The Bride makes this remark after the Servant tells her she is as strong as a man. In this context, it suggests that the Bride wishes she were a man so that she could protect herself better--and in so doing, get the freedom and agency that comes with physical safety. It is a notable inversion of the Mother's wish that the Bridegroom were a girl, so he could stay at home and not risk his safety by going to town or to work in the vineyard.
“Ever since my own wedding day I’ve been asking myself night and day who was to blame. And I’m always finding somebody new to blame. ––Because somebody somewhere must be to blame.”
Leonardo's relationship with blame is oddly similar to that of the Bridegroom's Mother. Neither character can accept that bad things sometimes happen for no reason. The Bridegroom's Mother blames knives for the death of her husband and son, while Leonardo hunts fruitlessly for the party responsible for his unhappy love life.

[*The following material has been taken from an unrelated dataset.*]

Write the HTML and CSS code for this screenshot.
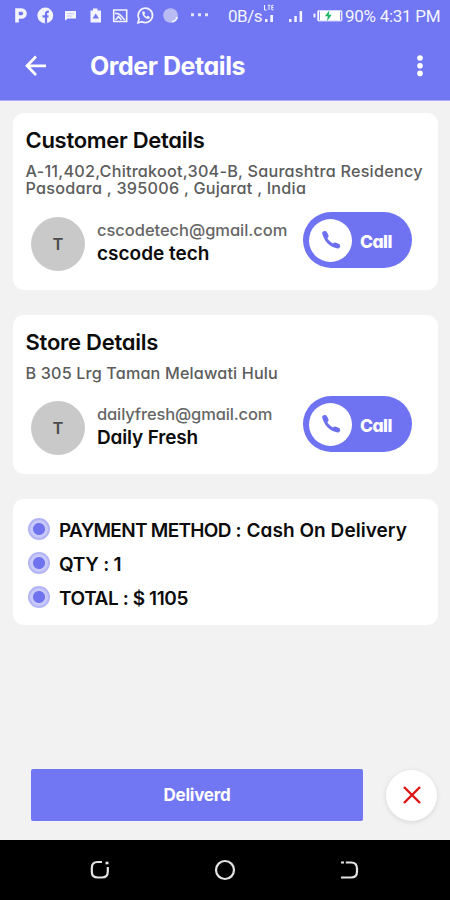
FILE: index.html
```
<!DOCTYPE html>
<html lang="en">
<head>
<meta charset="utf-8">
<title>Order Details</title>
<link rel="stylesheet" href="styles.css">
</head>
<body>
<div class="screen">
  <header class="header">
    <div class="status">
      <svg class="status-icons" width="228" height="32" viewBox="0 0 228 32" fill="none" stroke="#f4f4ff">
        <path d="M17 22.500V10H21.500a3.500 3.500 0 0 1 0 7h-3.500" stroke-width="3.600"/>
        <circle cx="45.300" cy="15.500" r="7.900" fill="#f4f4ff" stroke="none"/>
        <path d="M46 23.500v-9.700q0-2.300 2.900-2.100M42.500 16.300h6" stroke="#6f74f0" stroke-width="2.200"/>
        <path d="M65 11h11v7.500H68L65 20.500z" fill="#f4f4ff" stroke="none"/>
        <path d="M67 13.700h7M67 16h5" stroke="#b9bbf8" stroke-width=".8"/>
        <path d="M93 8.500h4.500v2H101v12H90.500v-12H93z" fill="#f4f4ff" stroke="none"/>
        <path d="M92.500 18.500l3.200-5 3.300 5z" fill="#7478ef" stroke="none"/>
        <path d="M113.700 10h13v11.500h-13z" stroke-width="1.600"/>
        <path d="M115 13.300q4 0 5.500 1.900t4.500 5M115.500 20l3-3.500 3 3.500" stroke-width="1.500"/>
        <path d="M138 22.800l1.100-3.900a7.200 7.200 0 1 1 2.900 2.800z" stroke-width="1.700"/>
        <path d="M142.300 11.500c-.7 4.200 3.800 8.300 7.200 7.100l.4-1.700-2.100-1.100-1.200 1c-1.200-.5-2-1.400-2.300-2.500l.9-.9-.9-2z" fill="#f4f4ff" stroke="none"/>
        <circle cx="170.500" cy="15.500" r="7.300" fill="#b9bbf4" stroke="none"/>
        <path d="M172 21.800q4.500-.8 5.200-5" stroke-width="1.700"/>
        <path d="M191 13.200h3v3h-3zM198 13.200h3v3h-3zM205 13.200h3v3h-3z" fill="#e4e5ff" stroke="none"/>
      </svg>
      <span class="net">0B/s</span>
      <svg class="signals" width="83" height="32" viewBox="262 0 83 32" fill="#f4f4ff">
        <path d="M265 19h2.500v3H265zM270.300 15h2.700v7h-2.700z"/>
        <path d="M264.500 5v5h2.200M267.800 5.300h2.500M269 5.300V10M273.500 5.300h-1.700v4.500h1.700M271.800 7.500h1.500" fill="none" stroke="#f4f4ff" stroke-width="1"/>
        <path d="M289 19h2.500v3H289zM294.300 16h2.500v6h-2.500zM299.600 11h2.500v11h-2.500z"/>
        <path d="M313.500 13.500h2v4h-2z"/>
        <rect x="317.500" y="10.500" width="24.500" height="10.500" rx="1" fill="#fff" stroke="#d0d2fa"/>
        <path d="M319.500 11.500v8.500M340.500 11.500v8.500" stroke="#8a8df2"/>
        <path d="M329.300 10.500l-4.500 5.700h3l-.8 5 4.800-6.500h-3z" fill="#20b568"/>
      </svg>
      <span class="time">90% 4:31 PM</span>
    </div>
    <div class="appbar">
      <svg width="22" height="22" viewBox="0 0 22 22" fill="none" stroke="#fff" stroke-width="2.700"><path d="M21 10.800H2.500M11 1.500L2 10.800l9 9.200"/></svg>
      <h1>Order Details</h1>
      <svg class="more" width="8" height="22" viewBox="0 0 8 22" fill="#fff"><circle cx="4" cy="3" r="2.800"/><circle cx="4" cy="10.700" r="2.800"/><circle cx="4" cy="18.400" r="2.800"/></svg>
    </div>
  </header>

  <main class="content">
    <section class="card">
      <h2>Customer Details</h2>
      <div class="address">
        <p class="addr-a">A-11,402,Chitrakoot,304-B, Saurashtra Residency</p>
        <p class="addr-b">Pasodara , 395006 , Gujarat , India</p>
      </div>
      <div class="contact">
        <div class="avatar">T</div>
        <div class="who">
          <div class="email">cscodetech@gmail.com</div>
          <div class="name">cscode tech</div>
        </div>
        <div class="call">
          <span class="knob"><svg width="20" height="20" viewBox="0 0 20 20" fill="none" stroke="#6c70ee" stroke-linecap="round"><path d="M3.700 3.300C3.300 9.500 10 16.300 16.600 16.200" stroke-width="3"/><path d="M3.700 3.500L5 6M14 15l2.600 1" stroke-width="5"/></svg></span>
          <span class="call-label">Call</span>
        </div>
      </div>
    </section>

    <section class="card">
      <h2 class="store">Store Details</h2>
      <p class="address">B 305 Lrg Taman Melawati Hulu</p>
      <div class="contact">
        <div class="avatar">T</div>
        <div class="who">
          <div class="email fresh">dailyfresh@gmail.com</div>
          <div class="name daily">Daily Fresh</div>
        </div>
        <div class="call">
          <span class="knob"><svg width="20" height="20" viewBox="0 0 20 20" fill="none" stroke="#6c70ee" stroke-linecap="round"><path d="M3.700 3.300C3.300 9.500 10 16.300 16.600 16.200" stroke-width="3"/><path d="M3.700 3.500L5 6M14 15l2.600 1" stroke-width="5"/></svg></span>
          <span class="call-label">Call</span>
        </div>
      </div>
    </section>

    <section class="card summary">
      <div class="line"><i class="dot"></i><span><span class="key">PAYMENT METHOD</span><span class="value"> : Cash On Delivery</span></span></div>
      <div class="line"><i class="dot"></i><span>QTY : 1</span></div>
      <div class="line"><i class="dot"></i><span class="total">TOTAL : $ 1105</span></div>
    </section>
  </main>

  <div class="actions">
    <div class="deliver">Deliverd</div>
    <div class="cancel"><svg width="18" height="18" viewBox="0 0 18 18" stroke="#dc1414" stroke-width="2.400"><path d="M1 1l16 16M17 1L1 17"/></svg></div>
  </div>

  <nav class="navbar">
    <svg width="22" height="22" viewBox="0 0 22 22" fill="none" stroke="#e4e4e4" stroke-width="2.200"><path d="M13 3H8.500Q2.800 3 2.800 9v3.500q0 6 6 6h4q6 0 6-6V8"/><path d="M16.500 4h3" stroke-width="2.600"/></svg>
    <svg width="22" height="22" viewBox="0 0 22 22" fill="none" stroke="#e4e4e4" stroke-width="2.200"><circle cx="11" cy="11" r="9"/></svg>
    <svg width="22" height="22" viewBox="0 0 22 22" fill="none" stroke="#e4e4e4" stroke-width="2.200"><path d="M3 3.500h3M7.800 3.500H13q6 0 6 6v3q0 6-6 6H3"/></svg>
  </nav>
</div>
</body>
</html>
```
FILE: styles.css
```
* { box-sizing: border-box; }
body {
  margin: 0;
  font-family: Inter, "Liberation Sans", sans-serif;
  font-feature-settings: "cv11";
  color: #0c0c0c;
}
h1, h2, p { margin: 0; }
svg { display: block; flex: none; }
.screen {
  width: 450px;
  height: 900px;
  display: flex;
  flex-direction: column;
  background: #f2f2f2;
  overflow: hidden;
  white-space: nowrap;
}

.header {
  height: 101px;
  flex: none;
  background: #7176f2;
  border-bottom: 1px solid #abaef5;
  color: #fff;
}
.status {
  display: flex;
  height: 32px;
  font: 17px/32px Roboto, sans-serif;
  color: #f4f4ff;
}
.net { width: 34px; letter-spacing: -.48px; }
.time { letter-spacing: -.28px; }
.appbar {
  display: flex;
  align-items: center;
  height: 67px;
  padding: 0 26px 0 25px;
}
.appbar h1 {
  margin-left: 43px;
  font-size: 25px;
  line-height: 32px;
  font-weight: 700;
  letter-spacing: -.44px;
}
.more { margin-left: auto; }

.content {
  flex: 1;
  display: flex;
  flex-direction: column;
  gap: 25px;
  padding: 12px 12px 0 13px;
}
.card {
  background: #fff;
  border-radius: 11px;
  padding: 13.500px 26px 22px 12.500px;
}
h2 {
  font-size: 22px;
  line-height: 26px;
  font-weight: 600;
  letter-spacing: -.29px;
}
.store { letter-spacing: -.24px; }
.address {
  margin: 10px 0 14.500px;
  font-size: 16.200px;
  line-height: 17.5px;
  font-weight: 500;
  color: #5c5c5c;
  letter-spacing: .15px;
}
.addr-a { letter-spacing: .23px; }
.addr-b { letter-spacing: .25px; }
p.address { margin: 10px 0 14px; }
.contact { display: flex; align-items: flex-start; height: 56px; }
.avatar {
  width: 54px;
  height: 54px;
  margin: 5px 12px 0 5.500px;
  border-radius: 50%;
  background: #c9c9c9;
  color: #4c4c4c;
  text-align: center;
  font-size: 16.5px;
  line-height: 54px;
  font-weight: 600;
}
.who { margin-top: 8px; }
.email {
  font-size: 16.5px;
  line-height: 20px;
  font-weight: 500;
  letter-spacing: -.04px;
  color: #666;
}
.email.fresh { letter-spacing: -.14px; }
.name {
  margin-top: 2px;
  font-size: 19px;
  line-height: 24px;
  font-weight: 600;
}
.daily { letter-spacing: -.165px; }
.call {
  display: flex;
  align-items: center;
  width: 109px;
  height: 56px;
  margin-left: auto;
  padding-left: 6px;
  border-radius: 28px;
  background: #6f73f1;
  color: #fff;
}
.knob {
  display: flex;
  align-items: center;
  justify-content: center;
  width: 43px;
  height: 43px;
  border-radius: 50%;
  background: #fff;
}
.call-label {
  margin: 3px 0 0 8px;
  font-size: 17.5px;
  font-weight: 800;
  letter-spacing: -.55px;
}

.summary {
  padding: 14px 15px 10.400px;
}
.line {
  display: flex;
  align-items: center;
  height: 33.850px;
  font-size: 19px;
  font-weight: 600;
  letter-spacing: -.27px;
}
.line > span { padding-top: 2px; }
.dot {
  width: 22px;
  height: 22px;
  margin: -2px 9px 0 0;
  border-radius: 50%;
  border: 2px solid #b3b4f6;
  background: radial-gradient(circle, #6f73ee 5.500px, #c9caf9 6.500px);
}
.key { letter-spacing: -.7px; }
.value { letter-spacing: .05px; }
.total { letter-spacing: -.41px; }

.actions {
  display: flex;
  align-items: center;
  gap: 23px;
  height: 52px;
  margin: 0 13px 19px 31px;
}
.deliver {
  width: 332px;
  height: 52px;
  border-radius: 2px;
  background: #7176f2;
  color: #fff;
  text-align: center;
  font-size: 17px;
  line-height: 53px;
  font-weight: 700;
  letter-spacing: -.23px;
}
.cancel {
  display: flex;
  align-items: center;
  justify-content: center;
  width: 51px;
  height: 51px;
  border-radius: 50%;
  background: #fff;
  box-shadow: 0 1px 5px rgba(0, 0, 0, .12);
}
.navbar {
  display: flex;
  align-items: center;
  justify-content: space-between;
  flex: none;
  height: 60px;
  padding: 0 90px 0 89px;
  background: #000;
}
```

To the extent that Blood Wedding has a takeaway "message," it is that blame is not a useful way to explain or cope with tragedy, and indeed, it often makes circumstances even worse.
"A man with a horse knows plenty and can do plenty to run rings round a girl stuck in the middle of a desert. But I have my pride. And so now, I am getting married."
Here, the Bride articulates the reasons for her spiritual malaise. Between ignorance and geographical isolation, she has little freedom or power to choose her own destiny. In such a situation, the only way she can maintain her pride is by embracing marriage instead of doing it reluctantly.
"That boy will come to a bad end. The blood's no good."
It is worth examining the multiple meanings that are associated with blood over the course of the play. In Lorca's countryside, heritage and violence are inextricably linked, and Leonardo must deal with his family's bad reputation as well as his own short temper. Father's prescient comment suggests that Leonardo's fate is predestined, due to his own nature and that of his family. The question of how much the play's tragic ending is predestined and how much it is a result of the character's choices is one of the main tensions of Blood Wedding.
"Go. Go. Get after them. . . . No, don't go. That family's so ready to kill and so hardened to it -- but go, yes, go. I'll follow them."
This passage reveals Mother's central conflict. She clearly cares deeply for her son and wants him to have a safe and happy life, but she is also unable to let go of her grudge against the Felix family. At the beginning of the play, her protectiveness and her need for revenge were not mutually exclusive, but the marriage brings the conflict between the Bridegroom and Leonardo to a head, and in so doing, reveals the tenuousness of Mother's situation. It is never made explicit whether the Felixes are actually responsible for the deaths of the Bridegroom's father and brother, and this undercuts Mother's credibility when she claims that they are "so ready to kill and so hardened to it." Nevertheless, she clearly chooses revenge over her son's safety at the end of Act II, Scene 2, with disastrous consequences.
"They were deceiving themselves, but the blood couldn't be denied."
This ambiguous comment on the Bride's situation can be interpreted in multiple ways. Firstly, "the blood" could refer to the passionate love and attraction shared by the Bride and Leonardo; they were deceiving themselves by believing they could be happy with other spouses. However, "the blood" could also mean the reputation Leonardo's family has for violence, and particularly for feuding with the Bridegroom's family. In this interpretation, the Bridegroom's Mother and the Bride's Father are also implicated in the deception, for they declined to warn the Bridegroom about the Bride's relationship with Leonardo ahead of time.
"This knife / Left two men stiffening / With yellow lips. / It barely fits the hand / But slides in cold / Through startled flesh / Till it stops, there, / In the quivering / Dark / Roots / Of the scream."
Stylistically, this lyric is very different from others that have appeared in the play, with short, staccato lines that emphasize the suspense and shock of Mother's experiences in the previous night. The emphasis on color imagery ("yellow" and "Dark") in this excerpt as well as the lyric as a whole ties the passage to the rest of the scene, which also emphasizes stark, primary colors, from the white walls of the room to the girls' red wool.